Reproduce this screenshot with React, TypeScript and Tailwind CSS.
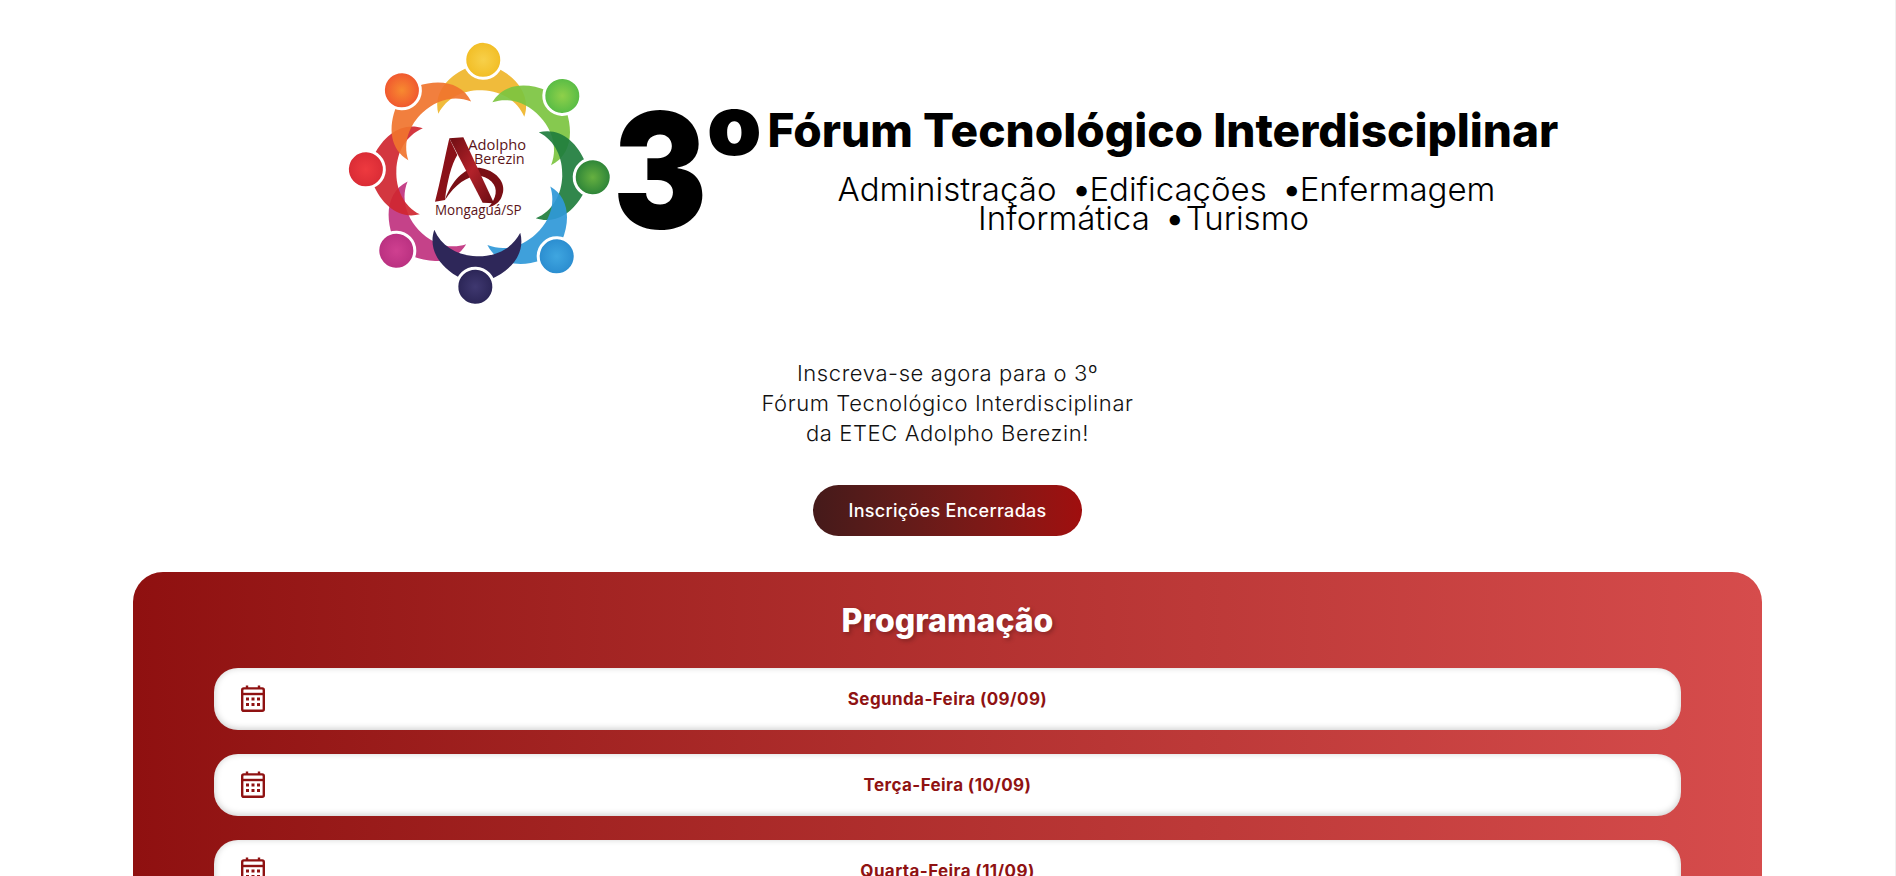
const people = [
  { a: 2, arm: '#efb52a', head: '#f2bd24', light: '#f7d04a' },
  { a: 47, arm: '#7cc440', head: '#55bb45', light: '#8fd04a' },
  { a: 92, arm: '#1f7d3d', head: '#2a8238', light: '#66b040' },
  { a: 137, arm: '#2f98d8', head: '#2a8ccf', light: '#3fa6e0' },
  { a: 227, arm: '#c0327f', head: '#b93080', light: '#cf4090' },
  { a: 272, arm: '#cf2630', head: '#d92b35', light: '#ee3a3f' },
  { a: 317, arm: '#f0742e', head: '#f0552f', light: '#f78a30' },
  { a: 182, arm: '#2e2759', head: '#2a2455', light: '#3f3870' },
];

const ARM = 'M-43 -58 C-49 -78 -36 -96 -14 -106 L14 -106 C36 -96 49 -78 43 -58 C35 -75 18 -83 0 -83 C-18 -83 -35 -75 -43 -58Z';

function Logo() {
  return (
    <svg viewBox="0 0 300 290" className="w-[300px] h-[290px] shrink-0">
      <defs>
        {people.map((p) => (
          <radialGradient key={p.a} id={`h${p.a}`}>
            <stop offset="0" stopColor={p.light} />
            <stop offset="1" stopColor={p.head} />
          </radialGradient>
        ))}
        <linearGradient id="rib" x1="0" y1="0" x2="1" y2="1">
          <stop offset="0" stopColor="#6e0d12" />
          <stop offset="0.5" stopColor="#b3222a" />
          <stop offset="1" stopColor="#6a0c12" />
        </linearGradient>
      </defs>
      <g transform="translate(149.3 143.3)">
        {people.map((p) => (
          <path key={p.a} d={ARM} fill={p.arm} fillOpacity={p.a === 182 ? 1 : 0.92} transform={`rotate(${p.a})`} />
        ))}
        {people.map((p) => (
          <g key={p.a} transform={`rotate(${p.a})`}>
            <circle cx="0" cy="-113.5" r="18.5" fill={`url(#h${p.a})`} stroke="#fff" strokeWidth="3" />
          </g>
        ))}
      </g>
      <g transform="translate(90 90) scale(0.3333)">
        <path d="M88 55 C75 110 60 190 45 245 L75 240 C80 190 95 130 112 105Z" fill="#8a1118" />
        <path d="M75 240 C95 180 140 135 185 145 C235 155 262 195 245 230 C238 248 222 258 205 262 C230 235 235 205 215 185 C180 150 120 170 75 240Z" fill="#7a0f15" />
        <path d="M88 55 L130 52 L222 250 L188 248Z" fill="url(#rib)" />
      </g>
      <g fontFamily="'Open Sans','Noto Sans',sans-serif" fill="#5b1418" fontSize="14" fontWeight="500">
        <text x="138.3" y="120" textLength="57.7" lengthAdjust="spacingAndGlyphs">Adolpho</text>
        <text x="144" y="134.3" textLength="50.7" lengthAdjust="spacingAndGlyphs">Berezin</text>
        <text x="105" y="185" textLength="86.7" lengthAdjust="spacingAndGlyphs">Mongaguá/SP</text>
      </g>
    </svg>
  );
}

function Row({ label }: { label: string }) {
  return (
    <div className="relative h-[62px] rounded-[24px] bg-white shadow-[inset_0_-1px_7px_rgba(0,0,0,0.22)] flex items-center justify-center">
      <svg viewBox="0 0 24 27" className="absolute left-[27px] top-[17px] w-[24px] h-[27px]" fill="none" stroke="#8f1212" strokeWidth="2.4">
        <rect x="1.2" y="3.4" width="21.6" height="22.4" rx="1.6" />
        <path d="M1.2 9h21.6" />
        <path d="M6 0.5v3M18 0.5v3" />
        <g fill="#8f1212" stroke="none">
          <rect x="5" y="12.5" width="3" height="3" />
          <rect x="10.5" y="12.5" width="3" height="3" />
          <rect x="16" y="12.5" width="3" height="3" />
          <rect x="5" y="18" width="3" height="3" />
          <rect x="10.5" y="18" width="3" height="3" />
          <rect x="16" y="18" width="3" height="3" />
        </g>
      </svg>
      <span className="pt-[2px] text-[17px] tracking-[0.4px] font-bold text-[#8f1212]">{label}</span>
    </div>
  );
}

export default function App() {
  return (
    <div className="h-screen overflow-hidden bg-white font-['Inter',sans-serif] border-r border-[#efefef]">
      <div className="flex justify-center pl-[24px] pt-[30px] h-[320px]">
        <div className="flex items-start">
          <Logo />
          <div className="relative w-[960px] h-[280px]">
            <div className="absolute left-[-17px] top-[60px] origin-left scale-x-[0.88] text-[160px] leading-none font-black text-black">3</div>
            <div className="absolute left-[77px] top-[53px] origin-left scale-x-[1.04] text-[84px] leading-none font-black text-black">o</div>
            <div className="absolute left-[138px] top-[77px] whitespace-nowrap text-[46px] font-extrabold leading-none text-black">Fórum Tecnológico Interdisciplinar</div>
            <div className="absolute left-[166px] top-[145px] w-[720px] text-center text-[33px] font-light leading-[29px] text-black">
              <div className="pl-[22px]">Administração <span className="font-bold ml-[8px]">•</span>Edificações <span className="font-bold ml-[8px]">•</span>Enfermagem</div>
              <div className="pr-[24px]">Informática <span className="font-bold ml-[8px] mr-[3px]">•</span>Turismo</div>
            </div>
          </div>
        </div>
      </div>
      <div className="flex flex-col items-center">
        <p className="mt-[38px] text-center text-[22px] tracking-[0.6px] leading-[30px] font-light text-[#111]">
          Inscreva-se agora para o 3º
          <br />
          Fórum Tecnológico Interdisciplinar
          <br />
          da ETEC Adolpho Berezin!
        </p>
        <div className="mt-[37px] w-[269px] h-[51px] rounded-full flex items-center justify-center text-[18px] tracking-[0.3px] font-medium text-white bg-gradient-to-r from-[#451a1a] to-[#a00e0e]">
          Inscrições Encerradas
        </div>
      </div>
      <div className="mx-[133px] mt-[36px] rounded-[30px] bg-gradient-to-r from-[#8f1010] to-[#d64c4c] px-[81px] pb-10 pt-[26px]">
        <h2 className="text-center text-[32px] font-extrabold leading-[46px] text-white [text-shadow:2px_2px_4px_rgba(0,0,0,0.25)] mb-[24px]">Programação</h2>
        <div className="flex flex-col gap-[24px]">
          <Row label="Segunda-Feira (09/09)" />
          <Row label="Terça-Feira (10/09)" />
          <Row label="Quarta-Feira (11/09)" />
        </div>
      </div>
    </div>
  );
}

# Exercise
Pictures stay out. Print the data exactly, from its first line through the line containing "const ARM = 'M-43".

# Response below
Reproduce this screenshot with React, TypeScript and Tailwind CSS.
const people = [
  { a: 2, arm: '#efb52a', head: '#f2bd24', light: '#f7d04a' },
  { a: 47, arm: '#7cc440', head: '#55bb45', light: '#8fd04a' },
  { a: 92, arm: '#1f7d3d', head: '#2a8238', light: '#66b040' },
  { a: 137, arm: '#2f98d8', head: '#2a8ccf', light: '#3fa6e0' },
  { a: 227, arm: '#c0327f', head: '#b93080', light: '#cf4090' },
  { a: 272, arm: '#cf2630', head: '#d92b35', light: '#ee3a3f' },
  { a: 317, arm: '#f0742e', head: '#f0552f', light: '#f78a30' },
  { a: 182, arm: '#2e2759', head: '#2a2455', light: '#3f3870' },
];

const ARM = 'M-43 -58 C-49 -78 -36 -96 -14 -106 L14 -106 C36 -96 49 -78 43 -58 C35 -75 18 -83 0 -83 C-18 -83 -35 -75 -43 -58Z';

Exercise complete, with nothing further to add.